Your answer should be a single number: the count of lines in the material below that hold "React".

- [Material to process]
Begin

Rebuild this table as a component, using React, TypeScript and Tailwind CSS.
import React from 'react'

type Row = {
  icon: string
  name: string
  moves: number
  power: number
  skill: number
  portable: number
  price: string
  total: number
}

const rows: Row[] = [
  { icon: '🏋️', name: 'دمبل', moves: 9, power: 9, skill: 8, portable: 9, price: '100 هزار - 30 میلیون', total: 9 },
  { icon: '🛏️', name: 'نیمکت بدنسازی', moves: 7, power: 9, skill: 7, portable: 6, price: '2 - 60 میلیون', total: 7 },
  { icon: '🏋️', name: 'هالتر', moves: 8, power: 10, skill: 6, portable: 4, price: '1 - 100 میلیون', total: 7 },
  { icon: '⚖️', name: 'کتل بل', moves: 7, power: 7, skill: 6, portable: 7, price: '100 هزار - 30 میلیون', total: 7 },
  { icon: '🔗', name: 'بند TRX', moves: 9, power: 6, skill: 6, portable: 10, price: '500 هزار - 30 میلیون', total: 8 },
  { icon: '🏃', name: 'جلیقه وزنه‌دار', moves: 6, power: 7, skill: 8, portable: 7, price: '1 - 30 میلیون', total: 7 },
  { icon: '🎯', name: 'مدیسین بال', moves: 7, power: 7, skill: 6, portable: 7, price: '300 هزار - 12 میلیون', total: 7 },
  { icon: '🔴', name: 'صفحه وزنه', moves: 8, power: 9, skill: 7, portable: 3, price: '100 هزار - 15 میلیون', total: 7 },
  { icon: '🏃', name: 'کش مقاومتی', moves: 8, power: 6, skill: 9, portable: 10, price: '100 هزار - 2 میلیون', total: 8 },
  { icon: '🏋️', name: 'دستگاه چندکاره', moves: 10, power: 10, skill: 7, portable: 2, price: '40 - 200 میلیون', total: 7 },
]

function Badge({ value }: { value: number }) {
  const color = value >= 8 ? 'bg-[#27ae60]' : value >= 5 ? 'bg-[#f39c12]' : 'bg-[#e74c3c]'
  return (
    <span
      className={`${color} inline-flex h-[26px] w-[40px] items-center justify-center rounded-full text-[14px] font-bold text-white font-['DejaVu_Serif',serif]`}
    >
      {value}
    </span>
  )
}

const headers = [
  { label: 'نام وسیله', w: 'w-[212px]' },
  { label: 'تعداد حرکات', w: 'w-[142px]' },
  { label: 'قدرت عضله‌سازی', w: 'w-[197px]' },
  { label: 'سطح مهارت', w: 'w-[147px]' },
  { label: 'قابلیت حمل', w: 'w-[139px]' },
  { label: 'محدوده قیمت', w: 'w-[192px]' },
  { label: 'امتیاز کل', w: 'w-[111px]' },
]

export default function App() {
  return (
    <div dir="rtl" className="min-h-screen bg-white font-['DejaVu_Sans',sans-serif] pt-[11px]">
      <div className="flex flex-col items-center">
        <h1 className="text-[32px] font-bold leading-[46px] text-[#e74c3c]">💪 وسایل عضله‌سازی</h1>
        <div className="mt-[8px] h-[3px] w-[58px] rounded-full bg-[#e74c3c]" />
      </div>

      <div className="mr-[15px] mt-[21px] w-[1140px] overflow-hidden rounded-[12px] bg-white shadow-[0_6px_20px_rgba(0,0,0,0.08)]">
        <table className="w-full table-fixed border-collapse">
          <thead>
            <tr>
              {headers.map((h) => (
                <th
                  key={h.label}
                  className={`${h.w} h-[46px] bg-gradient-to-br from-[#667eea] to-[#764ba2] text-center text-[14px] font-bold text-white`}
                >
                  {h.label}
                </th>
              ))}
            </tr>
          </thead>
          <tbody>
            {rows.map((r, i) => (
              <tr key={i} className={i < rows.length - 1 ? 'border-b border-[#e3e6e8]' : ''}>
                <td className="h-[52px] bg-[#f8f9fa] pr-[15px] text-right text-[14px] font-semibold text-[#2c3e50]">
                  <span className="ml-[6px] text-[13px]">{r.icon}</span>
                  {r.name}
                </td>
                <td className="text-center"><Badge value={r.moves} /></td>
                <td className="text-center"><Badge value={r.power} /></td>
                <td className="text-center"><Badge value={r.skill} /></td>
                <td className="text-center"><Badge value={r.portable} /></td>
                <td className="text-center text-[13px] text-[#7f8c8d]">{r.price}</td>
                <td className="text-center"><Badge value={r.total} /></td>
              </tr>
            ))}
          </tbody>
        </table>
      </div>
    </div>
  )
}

End
Begin

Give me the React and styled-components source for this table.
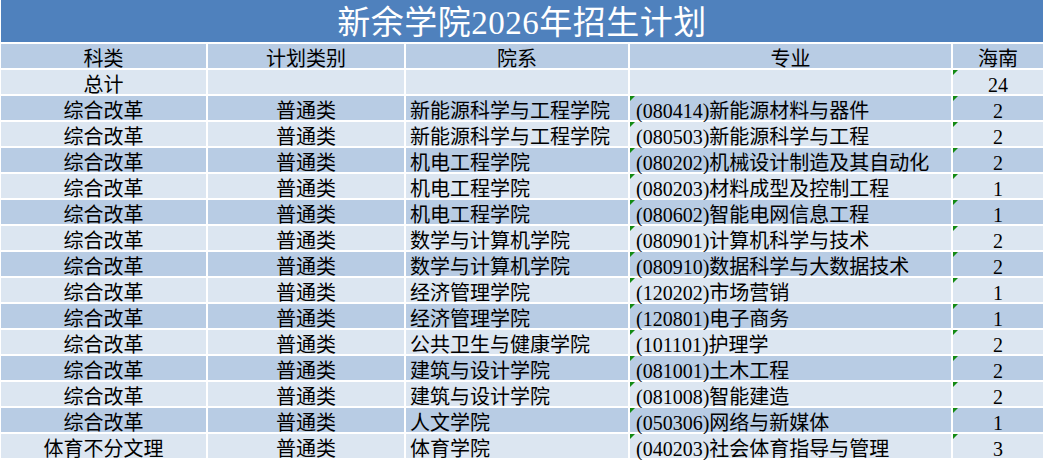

End

- [Result of this exercise] 3